Task objective: Return all lines below containing the word "components".
--- Begin Records ---
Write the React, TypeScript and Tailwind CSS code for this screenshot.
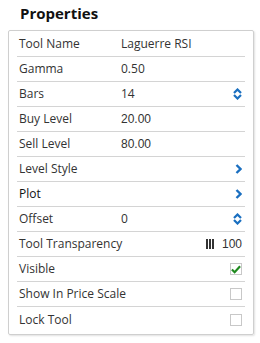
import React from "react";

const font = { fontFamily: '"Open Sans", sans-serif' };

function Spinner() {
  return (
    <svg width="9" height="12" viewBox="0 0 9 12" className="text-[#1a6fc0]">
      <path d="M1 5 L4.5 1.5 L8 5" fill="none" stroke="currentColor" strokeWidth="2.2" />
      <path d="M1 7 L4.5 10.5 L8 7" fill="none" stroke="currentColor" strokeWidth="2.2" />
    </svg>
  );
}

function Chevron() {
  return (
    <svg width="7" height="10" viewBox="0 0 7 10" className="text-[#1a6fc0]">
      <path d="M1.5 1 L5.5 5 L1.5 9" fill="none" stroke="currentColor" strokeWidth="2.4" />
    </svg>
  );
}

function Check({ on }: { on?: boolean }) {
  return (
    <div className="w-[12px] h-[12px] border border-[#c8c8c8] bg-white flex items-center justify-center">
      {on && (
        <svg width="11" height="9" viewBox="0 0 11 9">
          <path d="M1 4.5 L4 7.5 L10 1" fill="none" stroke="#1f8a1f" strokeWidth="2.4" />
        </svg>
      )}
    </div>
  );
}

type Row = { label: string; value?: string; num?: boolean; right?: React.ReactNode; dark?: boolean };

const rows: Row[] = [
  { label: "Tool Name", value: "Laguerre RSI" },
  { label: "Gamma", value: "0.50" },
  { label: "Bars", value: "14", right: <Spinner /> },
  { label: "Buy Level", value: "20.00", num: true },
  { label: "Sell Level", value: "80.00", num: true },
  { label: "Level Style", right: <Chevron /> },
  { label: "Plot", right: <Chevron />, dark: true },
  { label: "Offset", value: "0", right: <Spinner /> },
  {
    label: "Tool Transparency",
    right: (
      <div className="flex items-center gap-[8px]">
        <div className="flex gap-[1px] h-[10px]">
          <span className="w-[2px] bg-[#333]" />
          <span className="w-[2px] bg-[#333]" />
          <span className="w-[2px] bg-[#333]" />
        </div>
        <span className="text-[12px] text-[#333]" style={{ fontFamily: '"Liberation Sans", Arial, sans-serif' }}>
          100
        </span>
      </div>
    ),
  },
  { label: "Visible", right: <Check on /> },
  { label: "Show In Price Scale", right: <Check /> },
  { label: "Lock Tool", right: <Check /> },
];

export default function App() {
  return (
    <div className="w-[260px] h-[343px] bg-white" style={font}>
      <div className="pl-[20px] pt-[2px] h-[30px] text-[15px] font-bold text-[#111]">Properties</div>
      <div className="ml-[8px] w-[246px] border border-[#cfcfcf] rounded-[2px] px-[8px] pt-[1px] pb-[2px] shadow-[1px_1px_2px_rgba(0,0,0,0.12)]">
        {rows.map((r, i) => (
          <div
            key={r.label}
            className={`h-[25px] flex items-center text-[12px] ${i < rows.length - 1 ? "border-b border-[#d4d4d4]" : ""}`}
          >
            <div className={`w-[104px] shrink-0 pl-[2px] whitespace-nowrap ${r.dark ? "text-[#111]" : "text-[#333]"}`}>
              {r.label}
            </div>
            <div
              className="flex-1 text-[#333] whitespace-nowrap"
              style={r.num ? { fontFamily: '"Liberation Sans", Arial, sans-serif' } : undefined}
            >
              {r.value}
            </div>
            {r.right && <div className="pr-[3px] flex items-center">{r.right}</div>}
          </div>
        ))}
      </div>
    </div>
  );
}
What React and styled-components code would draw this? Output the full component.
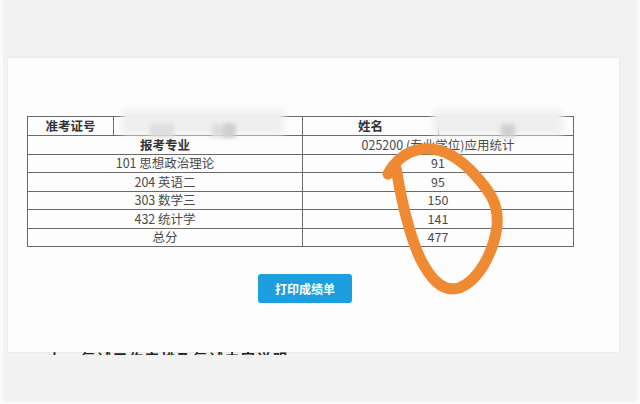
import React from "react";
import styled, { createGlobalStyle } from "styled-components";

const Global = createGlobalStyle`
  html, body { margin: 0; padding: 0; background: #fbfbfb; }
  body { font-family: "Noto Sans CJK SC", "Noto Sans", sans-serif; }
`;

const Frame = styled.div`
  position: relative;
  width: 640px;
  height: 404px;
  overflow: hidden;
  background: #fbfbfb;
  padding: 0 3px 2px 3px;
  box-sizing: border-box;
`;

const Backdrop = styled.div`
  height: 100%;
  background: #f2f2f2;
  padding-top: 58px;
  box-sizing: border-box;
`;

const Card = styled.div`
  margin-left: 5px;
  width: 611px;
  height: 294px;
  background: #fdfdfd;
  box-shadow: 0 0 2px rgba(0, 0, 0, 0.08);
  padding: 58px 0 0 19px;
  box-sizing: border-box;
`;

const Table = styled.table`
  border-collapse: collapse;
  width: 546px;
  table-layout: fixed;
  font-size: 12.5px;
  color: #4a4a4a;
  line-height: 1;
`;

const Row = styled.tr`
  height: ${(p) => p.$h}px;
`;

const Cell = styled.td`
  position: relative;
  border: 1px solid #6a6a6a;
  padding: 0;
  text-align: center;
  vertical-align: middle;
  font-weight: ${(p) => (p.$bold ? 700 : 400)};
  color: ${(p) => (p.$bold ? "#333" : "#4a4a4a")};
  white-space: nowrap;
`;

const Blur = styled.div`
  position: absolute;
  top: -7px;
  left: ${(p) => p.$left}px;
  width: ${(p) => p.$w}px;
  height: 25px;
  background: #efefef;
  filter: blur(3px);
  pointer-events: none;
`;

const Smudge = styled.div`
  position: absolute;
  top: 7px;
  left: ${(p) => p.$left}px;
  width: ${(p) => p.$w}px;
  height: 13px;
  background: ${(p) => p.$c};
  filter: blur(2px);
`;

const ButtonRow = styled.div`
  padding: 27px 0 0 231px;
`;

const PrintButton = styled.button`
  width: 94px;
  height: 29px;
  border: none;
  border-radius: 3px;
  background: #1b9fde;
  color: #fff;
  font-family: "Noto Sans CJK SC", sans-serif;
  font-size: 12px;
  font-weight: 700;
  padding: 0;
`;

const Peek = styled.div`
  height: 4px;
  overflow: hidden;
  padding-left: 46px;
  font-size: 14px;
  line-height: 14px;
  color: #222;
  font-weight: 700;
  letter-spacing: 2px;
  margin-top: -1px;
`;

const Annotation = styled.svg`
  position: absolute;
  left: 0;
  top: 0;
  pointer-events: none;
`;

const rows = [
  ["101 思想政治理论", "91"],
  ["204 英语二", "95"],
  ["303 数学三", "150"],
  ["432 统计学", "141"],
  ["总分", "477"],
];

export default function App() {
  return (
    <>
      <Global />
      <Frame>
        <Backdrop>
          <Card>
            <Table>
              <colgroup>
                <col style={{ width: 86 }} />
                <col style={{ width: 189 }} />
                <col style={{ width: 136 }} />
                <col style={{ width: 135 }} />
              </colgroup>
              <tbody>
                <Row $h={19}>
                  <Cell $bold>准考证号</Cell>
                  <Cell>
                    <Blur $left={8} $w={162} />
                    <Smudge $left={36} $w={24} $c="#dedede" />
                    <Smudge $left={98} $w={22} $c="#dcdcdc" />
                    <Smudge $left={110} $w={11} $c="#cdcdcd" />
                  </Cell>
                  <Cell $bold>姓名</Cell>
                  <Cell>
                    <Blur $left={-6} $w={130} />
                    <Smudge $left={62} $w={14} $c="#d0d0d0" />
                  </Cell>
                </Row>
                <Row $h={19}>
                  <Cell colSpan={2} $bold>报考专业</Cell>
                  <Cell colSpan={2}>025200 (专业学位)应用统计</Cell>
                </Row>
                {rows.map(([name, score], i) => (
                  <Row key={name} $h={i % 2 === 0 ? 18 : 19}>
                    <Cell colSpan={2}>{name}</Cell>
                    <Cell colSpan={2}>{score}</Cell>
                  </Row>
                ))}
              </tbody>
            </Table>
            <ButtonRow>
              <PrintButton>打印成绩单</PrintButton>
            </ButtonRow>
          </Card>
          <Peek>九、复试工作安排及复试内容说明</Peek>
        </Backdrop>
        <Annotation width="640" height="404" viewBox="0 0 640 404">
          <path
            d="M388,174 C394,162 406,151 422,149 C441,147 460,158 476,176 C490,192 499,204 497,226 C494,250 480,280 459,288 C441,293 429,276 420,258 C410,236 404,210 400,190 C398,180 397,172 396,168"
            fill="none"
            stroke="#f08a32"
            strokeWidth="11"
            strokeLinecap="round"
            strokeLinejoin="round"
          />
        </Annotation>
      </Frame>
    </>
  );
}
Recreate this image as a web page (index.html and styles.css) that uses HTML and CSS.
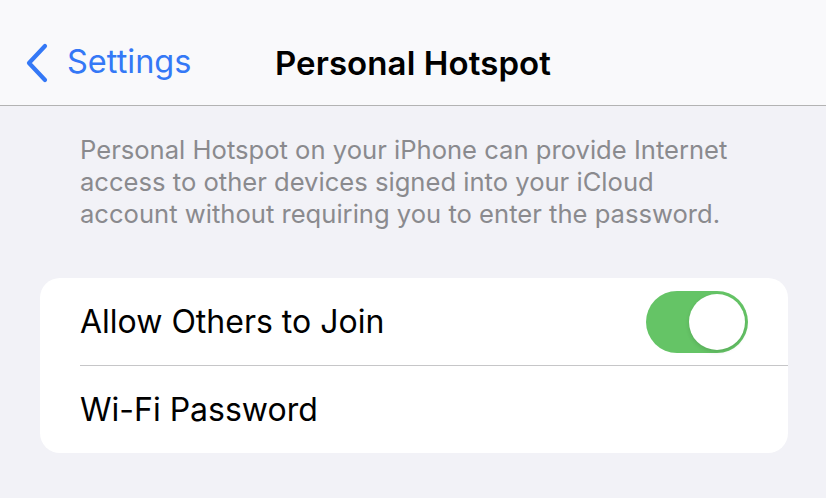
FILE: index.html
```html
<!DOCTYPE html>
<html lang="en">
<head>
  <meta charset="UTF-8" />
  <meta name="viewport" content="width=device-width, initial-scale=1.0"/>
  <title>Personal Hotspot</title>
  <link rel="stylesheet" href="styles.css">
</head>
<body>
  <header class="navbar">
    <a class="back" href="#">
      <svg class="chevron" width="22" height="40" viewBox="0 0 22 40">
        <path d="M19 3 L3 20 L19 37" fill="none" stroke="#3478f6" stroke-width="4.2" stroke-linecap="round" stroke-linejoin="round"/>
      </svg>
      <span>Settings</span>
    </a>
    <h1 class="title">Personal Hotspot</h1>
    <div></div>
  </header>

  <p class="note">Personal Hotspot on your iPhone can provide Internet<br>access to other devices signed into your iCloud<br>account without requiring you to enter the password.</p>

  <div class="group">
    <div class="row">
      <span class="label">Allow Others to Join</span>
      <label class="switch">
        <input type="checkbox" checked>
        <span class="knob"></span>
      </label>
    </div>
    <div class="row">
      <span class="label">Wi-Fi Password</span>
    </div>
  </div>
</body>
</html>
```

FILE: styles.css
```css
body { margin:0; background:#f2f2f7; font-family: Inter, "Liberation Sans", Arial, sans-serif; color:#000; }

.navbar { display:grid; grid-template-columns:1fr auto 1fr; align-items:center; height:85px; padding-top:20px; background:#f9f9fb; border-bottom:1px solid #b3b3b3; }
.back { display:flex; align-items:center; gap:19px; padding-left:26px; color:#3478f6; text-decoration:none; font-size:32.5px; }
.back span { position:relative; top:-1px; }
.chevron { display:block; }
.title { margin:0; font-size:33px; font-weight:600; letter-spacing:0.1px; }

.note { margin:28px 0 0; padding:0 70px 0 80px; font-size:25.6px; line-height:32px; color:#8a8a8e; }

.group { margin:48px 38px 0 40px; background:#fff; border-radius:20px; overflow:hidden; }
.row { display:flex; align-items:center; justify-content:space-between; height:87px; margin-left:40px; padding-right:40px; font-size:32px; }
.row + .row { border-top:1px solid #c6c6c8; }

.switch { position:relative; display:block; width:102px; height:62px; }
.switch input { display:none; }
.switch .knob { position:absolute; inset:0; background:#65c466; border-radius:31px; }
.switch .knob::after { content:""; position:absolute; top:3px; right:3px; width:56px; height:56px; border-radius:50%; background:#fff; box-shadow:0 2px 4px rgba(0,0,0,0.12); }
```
--- End Records ---
Response:
What React and styled-components code would draw this? Output the full component.
import styled, { createGlobalStyle } from "styled-components";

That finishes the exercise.